The main issues of dual layer optical discs are the change in transmittance of the first medium by recording procedure and how to stuck two recording layers on one side of a disc substrate. The change causes the variation in reflectivity and recording sensitivity of the second layer. In 2001, Narumi et al. developed a rewritable dual-layer phase-change optical disk with a balanced transmittance structure [ 10]. In this disk structure shown in Fig. 13, transmittance of the layer located at the laser beam incident side ( = the first medium) was almost constant whether the layer is recorded or not. This structure was realized by adopting Ge-Sb-Te film that has appropriate optical constants, and optimizing the thickness of dielectric layers. Actually, the availability of the balanced transmittance structure strongly depends on the composition the phase change materials, as shown in Fig. 14. They concluded that Ge-Sb-Te and Ge-Sn-Sb-Te films have optical constants that are essentially easy to design the balanced transmittance and suitable for a dual-layer optical disk. As for the capacity, 50 GB for dual layers was achieved with above recording material by introducing the write pulse strategies optimized for each recording layer to compensate the difference in thermal condition of the two layers. In 2001, Hayashi et al. proved the spin-coating technique was applied to dual layers BD media utilizing two kinds of resin that adhesive and replicating functions were assigned separately to form a space layer with thickness of 25 μm between the first recording layer and the second recording layer [ 11]. The adhesive resin is coated on top of the first recording layer with 1.1 mm substrate with pre-grooves for the first recording layer. While, the replicating resin is coated on top of the plastic stamper-substrate with pre-grooves for the second recording layer and both surfaces of resin were stacked each other. After UV-curing of the adhesive resin, only the stamper substrate was peeled so that the pre-grooves for the second recording layer were replicated on the space layer. This process was a little bit complicated but proved to be enough feasible for mass-production later.

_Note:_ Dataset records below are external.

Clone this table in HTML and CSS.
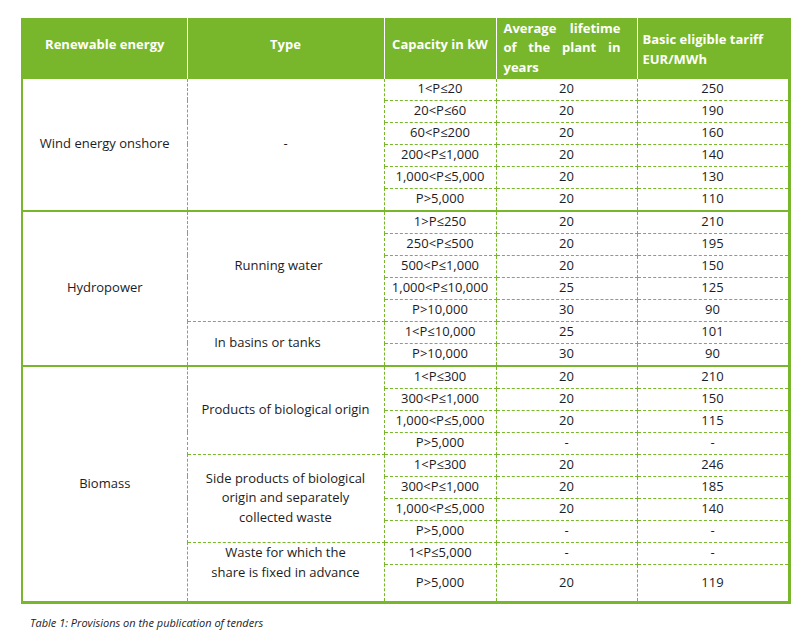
FILE: index.html
```html
<!DOCTYPE html>
<html lang="en">
<head>
<meta charset="utf-8">
<title>Provisions on the publication of tenders</title>
<link rel="stylesheet" href="styles.css">
</head>
<body>
<div class="page">
  <table class="tariffs">
    <colgroup>
      <col class="c1"><col class="c2"><col class="c3"><col class="c4"><col class="c5">
    </colgroup>
    <thead>
      <tr>
        <th class="h-one">Renewable energy</th>
        <th class="h-one">Type</th>
        <th class="h-one">Capacity in kW</th>
        <th class="h-life">Average lifetime of the plant in years</th>
        <th class="h-tariff">Basic eligible tariff EUR/MWh</th>
      </tr>
    </thead>
    <tbody class="grp first">
      <tr><td rowspan="6">Wind energy onshore</td><td rowspan="6">-</td><td>1&lt;P≤20</td><td>20</td><td>250</td></tr>
      <tr><td>20&lt;P≤60</td><td>20</td><td>190</td></tr>
      <tr><td>60&lt;P≤200</td><td>20</td><td>160</td></tr>
      <tr><td>200&lt;P≤1,000</td><td>20</td><td>140</td></tr>
      <tr><td>1,000&lt;P≤5,000</td><td>20</td><td>130</td></tr>
      <tr><td>P&gt;5,000</td><td>20</td><td>110</td></tr>
    </tbody>
    <tbody class="grp">
      <tr><td rowspan="7">Hydropower</td><td rowspan="5" class="t-run">Running water</td><td>1&gt;P≤250</td><td>20</td><td>210</td></tr>
      <tr><td>250&lt;P≤500</td><td>20</td><td>195</td></tr>
      <tr><td>500&lt;P≤1,000</td><td>20</td><td>150</td></tr>
      <tr><td>1,000&lt;P≤10,000</td><td>25</td><td>125</td></tr>
      <tr><td>P&gt;10,000</td><td>30</td><td>90</td></tr>
      <tr><td rowspan="2" class="t-basin">In basins or tanks</td><td>1&lt;P≤10,000</td><td>25</td><td>101</td></tr>
      <tr><td>P&gt;10,000</td><td>30</td><td>90</td></tr>
    </tbody>
    <tbody class="grp">
      <tr><td rowspan="10">Biomass</td><td rowspan="4" class="t-prod">Products of biological origin</td><td>1&lt;P≤300</td><td>20</td><td>210</td></tr>
      <tr><td>300&lt;P≤1,000</td><td>20</td><td>150</td></tr>
      <tr><td>1,000&lt;P≤5,000</td><td>20</td><td>115</td></tr>
      <tr><td>P&gt;5,000</td><td>-</td><td>-</td></tr>
      <tr><td rowspan="4">Side products of biological<br>origin and separately<br>collected waste</td><td>1&lt;P≤300</td><td>20</td><td>246</td></tr>
      <tr><td>300&lt;P≤1,000</td><td>20</td><td>185</td></tr>
      <tr><td>1,000&lt;P≤5,000</td><td>20</td><td>140</td></tr>
      <tr><td>P&gt;5,000</td><td>-</td><td>-</td></tr>
      <tr><td rowspan="2" class="t-waste">Waste for which the<br>share is fixed in advance</td><td>1&lt;P≤5,000</td><td>-</td><td>-</td></tr>
      <tr class="tall"><td>P&gt;5,000</td><td>20</td><td>119</td></tr>
    </tbody>
  </table>
  <p class="caption">Table 1: Provisions on the publication of tenders</p>
</div>
</body>
</html>
```

FILE: styles.css
```css
html, body {
  margin: 0;
  padding: 0;
  background: #ffffff;
}

body {
  font-family: "Open Sans", "Noto Sans", sans-serif;
  color: #1c1c24;
}

.page {
  padding: 18px 0 0 21px;
}

.tariffs {
  border-collapse: collapse;
  table-layout: fixed;
  width: 767px;
  font-size: 13px;
  line-height: 19.5px;
  border-left: 2px solid #78b72b;
  border-right: 3px solid #78b72b;
  border-bottom: 3px solid #78b72b;
}

.c1 { width: 165px; }
.c2 { width: 197px; }
.c3 { width: 112px; }
.c4 { width: 141px; }
.c5 { width: 152px; }

.tariffs th {
  box-sizing: border-box;
  background: #78b72b;
  color: #ffffff;
  font-weight: 700;
  height: 60px;
  padding: 0;
  border: 0;
  border-left: 1px solid #ffffff;
  vertical-align: middle;
}

.tariffs th.h-one {
  text-align: center;
  padding-bottom: 6px;
}

.tariffs th.h-life {
  text-align: justify;
  padding: 0 16px 0 7px;
}

.tariffs th.h-tariff {
  text-align: left;
  padding: 4px 4px 0 5px;
}

.tariffs td {
  border: 1px dashed #78b72b;
  text-align: center;
  vertical-align: middle;
  padding: 0;
  height: 21px;
}

.tariffs tr.tall td {
  height: 36px;
}

.tariffs tbody.grp > tr:first-child > td {
  border-top: 2px solid #78b72b;
}

.tariffs tbody.first > tr:first-child > td {
  border-top: 1px solid #78b72b;
}

.tariffs td.t-run {
  padding-right: 14px;
}

.tariffs td.t-basin {
  padding-right: 36px;
}

.tariffs td.t-waste {
  padding-bottom: 18px;
}

.caption {
  margin: 11px 0 0 9px;
  font-size: 11px;
  font-style: italic;
  color: #1c1c24;
}
```
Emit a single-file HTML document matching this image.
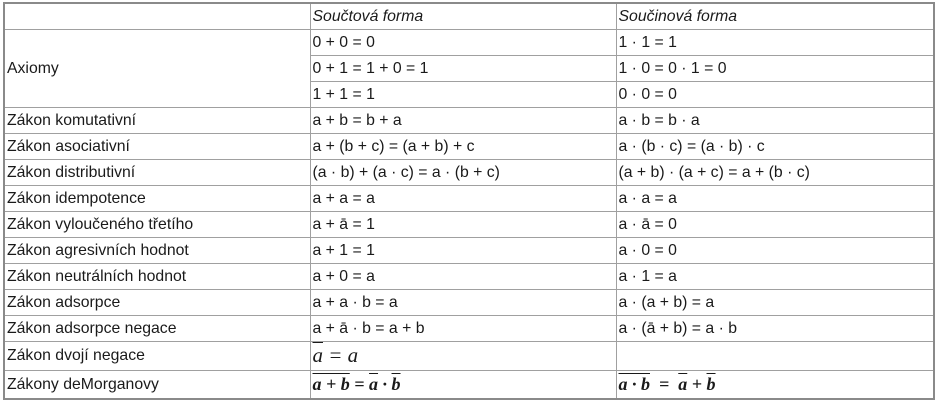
<!DOCTYPE html>
<html><head><meta charset="utf-8"><style>
body{margin:0;background:#fff;}
table{position:absolute;left:3px;top:2px;border-collapse:collapse;font-family:"Liberation Sans",sans-serif;font-size:15.8px;color:#1a1a1a;border:2px solid #8a8a8a;table-layout:fixed;}
td{border:1px solid #a0a0a0;padding:0 0 0 2px;height:25px;line-height:16px;white-space:nowrap;overflow:hidden;}
td.h{font-style:italic;height:25px;}
.m{font-family:"Liberation Serif",serif;font-style:italic;font-size:21px;}
.b{font-family:"Liberation Serif",serif;font-weight:bold;font-style:italic;font-size:18px;}
.o{text-decoration:overline;}
</style></head><body>
<table>
<colgroup><col style="width:306px"><col style="width:306px"><col style="width:318px"></colgroup>
<tr><td class="h"></td><td class="h">Součtová forma</td><td class="h">Součinová forma</td></tr>
<tr><td rowspan="3">Axiomy</td><td>0 + 0 = 0</td><td>1 · 1 = 1</td></tr>
<tr><td>0 + 1 = 1 + 0 = 1</td><td>1 · 0 = 0 · 1 = 0</td></tr>
<tr><td>1 + 1 = 1</td><td>0 · 0 = 0</td></tr>
<tr><td>Zákon komutativní</td><td>a + b = b + a</td><td>a · b = b · a</td></tr>
<tr><td>Zákon asociativní</td><td>a + (b + c) = (a + b) + c</td><td>a · (b · c) = (a · b) · c</td></tr>
<tr><td>Zákon distributivní</td><td>(a · b) + (a · c) = a · (b + c)</td><td>(a + b) · (a + c) = a + (b · c)</td></tr>
<tr><td>Zákon idempotence</td><td>a + a = a</td><td>a · a = a</td></tr>
<tr><td>Zákon vyloučeného třetího</td><td>a + ā = 1</td><td>a · ā = 0</td></tr>
<tr><td>Zákon agresivních hodnot</td><td>a + 1 = 1</td><td>a · 0 = 0</td></tr>
<tr><td>Zákon neutrálních hodnot</td><td>a + 0 = a</td><td>a · 1 = a</td></tr>
<tr><td>Zákon adsorpce</td><td>a + a · b = a</td><td>a · (a + b) = a</td></tr>
<tr><td>Zákon adsorpce negace</td><td>a + ā · b = a + b</td><td>a · (ā + b) = a · b</td></tr>
<tr><td style="height:28px">Zákon dvojí negace</td><td style="height:28px"><span class="m"><span style="border-top:1px solid #333;padding-top:1px"><span class="o">a</span></span> = a</span></td><td style="height:28px"></td></tr>
<tr><td style="height:27px">Zákony deMorganovy</td><td style="height:27px"><span class="b"><span class="o">a + b</span> = <span class="o">a</span> · <span class="o">b</span></span></td><td style="height:27px"><span class="b"><span class="o">a · b</span> &nbsp;= &nbsp;<span class="o">a</span> + <span class="o">b</span></span></td></tr>
</table>
</body></html>
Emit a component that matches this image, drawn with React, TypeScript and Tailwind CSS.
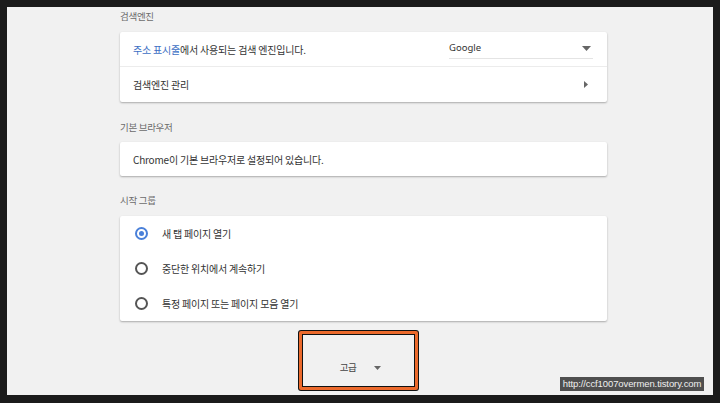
const kr = "font-['Noto_Sans_CJK_KR','Noto_Sans',sans-serif]";
const body = "text-[10px] tracking-[-0.2px] text-[#333]";

function Radio({ checked }: { checked?: boolean }) {
  return checked ? (
    <span className="flex h-[13px] w-[13px] items-center justify-center rounded-full border-2 border-[#4a80d9]">
      <span className="h-[5px] w-[5px] rounded-full bg-[#4a80d9]" />
    </span>
  ) : (
    <span className="h-[13px] w-[13px] rounded-full border-2 border-[#555]" />
  );
}

function Heading({ children, className }: { children: string; className: string }) {
  return (
    <div className={`text-[9.5px] leading-[18px] tracking-[-0.3px] text-[#6b6b6b] ${className}`}>
      {children}
    </div>
  );
}

export default function App() {
  const startOptions = [
    { label: "새 탭 페이지 열기", checked: true },
    { label: "중단한 위치에서 계속하기", checked: false },
    { label: "특정 페이지 또는 페이지 모음 열기", checked: false },
  ];

  return (
    <div className={`h-[403px] w-[720px] overflow-hidden bg-[#1b1b1b] pb-[8px] pl-[7px] pr-[7px] pt-[7px] ${kr}`}>
      <div className="relative h-full bg-[#f1f1f1] pl-[113px]">
        <div className="w-[487px]">
          <Heading className="mb-[7px]">검색엔진</Heading>
          <div className="rounded-[2px] bg-white shadow-[0_1px_2px_rgba(0,0,0,0.3)]">
            <div className="flex h-[35px] items-center border-b border-[#ececec] px-[13px]">
              <span className={`flex-1 ${body}`}>
                <span className="text-[#3d6fc4]">주소 표시줄</span>에서 사용되는 검색 엔진입니다.
              </span>
              <div className="mr-[1px] flex h-[20px] w-[144px] items-center justify-between border-b border-[#e4e4e4]">
                <span className="font-['Noto_Sans',sans-serif] text-[9.5px] text-[#333]">Google</span>
                <svg width="9" height="5" viewBox="0 0 9 5" className="mr-[2px]">
                  <path d="M0 0h9L4.5 5z" fill="#666" />
                </svg>
              </div>
            </div>
            <div className="flex h-[35px] items-center px-[13px]">
              <span className={`flex-1 ${body}`}>검색엔진 관리</span>
              <svg width="4" height="7" viewBox="0 0 4 7" className="mr-[6px]">
                <path d="M0 0l4 3.5L0 7z" fill="#666" />
              </svg>
            </div>
          </div>

          <Heading className="mb-[6px] mt-[16px]">기본 브라우저</Heading>
          <div className="flex h-[34px] items-center rounded-[2px] bg-white px-[13px] shadow-[0_1px_2px_rgba(0,0,0,0.3)]">
            <span className={body}>Chrome이 기본 브라우저로 설정되어 있습니다.</span>
          </div>

          <Heading className="mb-[7px] mt-[15px]">시작 그룹</Heading>
          <div className="rounded-[2px] bg-white shadow-[0_1px_2px_rgba(0,0,0,0.3)]">
            {startOptions.map((o) => (
              <div key={o.label} className="flex h-[35px] items-center px-[15px]">
                <Radio checked={o.checked} />
                <span className={`ml-[14px] ${body}`}>{o.label}</span>
              </div>
            ))}
          </div>

          <div className="ml-[178px] mt-[9px] flex h-[61px] w-[121px] rounded-[3px] bg-[#111] p-[1px]">
            <div className="flex flex-1 rounded-[2px] bg-[#ec6a2c] p-[3px]">
              <div className="flex flex-1 items-center justify-center gap-[18px] border border-[#111] bg-[#f1f1f1] pl-[4px] pt-[14px]">
                <span className="text-[9.5px] tracking-[-0.4px] text-[#444]">고급</span>
                <svg width="7" height="4" viewBox="0 0 7 4">
                  <path d="M0 0h7L3.5 4z" fill="#666" />
                </svg>
              </div>
            </div>
          </div>
        </div>

        <div className="absolute left-[553px] top-[370px] flex h-[14px] w-[144px] items-center justify-center bg-[#4f4f4f] font-['Liberation_Sans',sans-serif] text-[9.5px] tracking-[-0.1px] text-[#f0f0f0]">
          http://ccf1007overmen.tistory.com
        </div>
      </div>
    </div>
  );
}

Fig.9 Cross sectional view of the sample disk for red laser recording [ 7]. Copyright 1999, The Japan Society of Applied Physics

Fig.10 Dependences of CNR on write peak power for the dual-layer disk [ 7]. Copyright 1999, The Japan Society of Applied Physics

Fig.11 Cross sectional view of the sample disk for blue laser recording [ 8]. Copyright 2001, The Japan Society of Applied Physics

Fig.12 Stuck structure and optical design of the double-decker-disc. Rc: reflectivity of crystalline region; Ra: reflectivity of amorphous region; Tc: transmittance of crystalline region; Ta: transmittance of amorphous region [ 9]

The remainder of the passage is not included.